There have been more personally directed displays of sexism. I was asked at a committee meeting, where I was one of only two women among 12, to make the coffee by a senior male colleague at a self-service counter (thankfully an equally senior colleague, also male, offered to make the coffee himself to save me from what would have been an embarrassing situation and one that I was not yet equipped to handle). I also recently discovered that another colleague frequently referred to”me as ‘the blonde bombshell’ to other senior colleagues; he has subsequently retired.
I’m not saying that HE or my university are particularly sexist environments – they, like our society contain sexist individuals – but I strongly believe that a sector dedicated to sharing and creating knowledge for all should be at the forefront of championing a culture of equality within its own structures at least.
“In an ideal world, university managers would resolve the inequalities that invariably exist; statements and policies would change the situation. But it is not an ideal world, and much bias is unconscious.”
I’m not sure what my expectations for the Aurora programme were. I guess I expected more concrete training and guidance and less emphasis on reflection. Aurora offered a unique opportunity to attend a woman-only event, to meet and to hear from other women in the sector at various levels and in myriad roles, both academic and administrative. The main benefits for me were to have the opportunity for a reflective day out of the office, to hear personal experiences from female leaders, to focus on creating and making a plan to achieve my career goals, and to network. Through the active learning component in particular, I met a fantastic group of women that I would never have had the opportunity to meet otherwise, and I am still in contact with them almost two years later.
As a mid-career woman, the challenges of managing an increasingly complex set of responsibilities that span both strategic and detailed tasks, managing a team, regular attendance at senior management meetings, and finding your longer-term career path can seem an impossible task. Something must invariably give. The periods of self-reflection that Aurora encouraged me to have, showed me that what had given was my career. I had chosen to focus on delivering high quality work, often at personal sacrifice, rather than selecting the more strategic elements in support of my longer-term career goals. I had always grabbed the option of staying late into the evening to complete tasks that no one ever knew about, rather than go to one of the many evening networking events I received invitations to, or taking the chance to speak in front of hundreds about one of my projects at a university staff meeting. The results of my choice were increased responsibility but when I requested a review of my salary given five years of changes, my existing rate was deemed appropriate given my responsibility levels. And similarly, when I think of my colleagues, those that have moved onto the next rung are invariably men, most of my female counterparts have stayed at the mid-level.
It is challenges like these, about managing the transition from mid to senior level, that seem to be so difficult and yet so crucial to those of us hoping to make the same jump.

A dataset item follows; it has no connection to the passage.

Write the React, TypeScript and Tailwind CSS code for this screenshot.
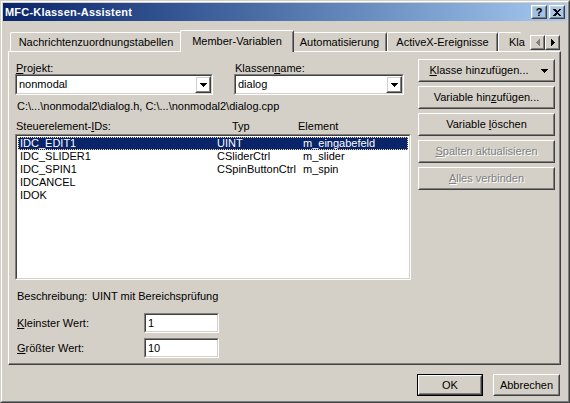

And yet we hardly ever hear how these transitions are made. Aurora created an environment that allowed mid-level career women to ask senior career women about these times in their life and for these stories to be shared among many. It showed me that as a woman, I must challenge the accepted norm that men are in charge by promoting myself to a position of leadership. That I must believe in myself and inspire others to do so. Ultimately, it is only when it becomes normal to see intelligent, brilliant, inspiring female leaders alongside male leaders that we will be able to break down the prejudices that exist in the ivory towers, however conscious or otherwise.
The Aurora programme motivated me to make a change in my then current role, by leaving to start up my own company as a freelance marketing consultant specialising in the HE sector. Since then, I have embraced the challenge of setting up a company, managing its finances and taxes, and I have secured a steady stream of clients through existing networks. I will need to begin self-promoting myself soon, which is not something I feel very comfortable doing, but this is a valuable Aurora learning and one I am committed to succeeding in this time around.
It has been a privilege to meet and hear from such an inspiring group of women – current and future leaders of higher education – and to continue to hear from other participants. I would strongly recommend taking part in the programme because the opportunity to network so widely, to share experiences and to have the time to focus on your own career plan is very rare indeed. And as women in a male-dominated society, we really do need to take every opportunity we can to even out the differences because change won’t come to us. And, in turn, universities should do more than simply tick the box by signing up to sending a handful of staff on the Aurora programme.
Dee Burn is the Director of Red Kite Marketing Insight, and formerly head of communications and external relations at the University of London. Dee took part in year one of Aurora in 2013.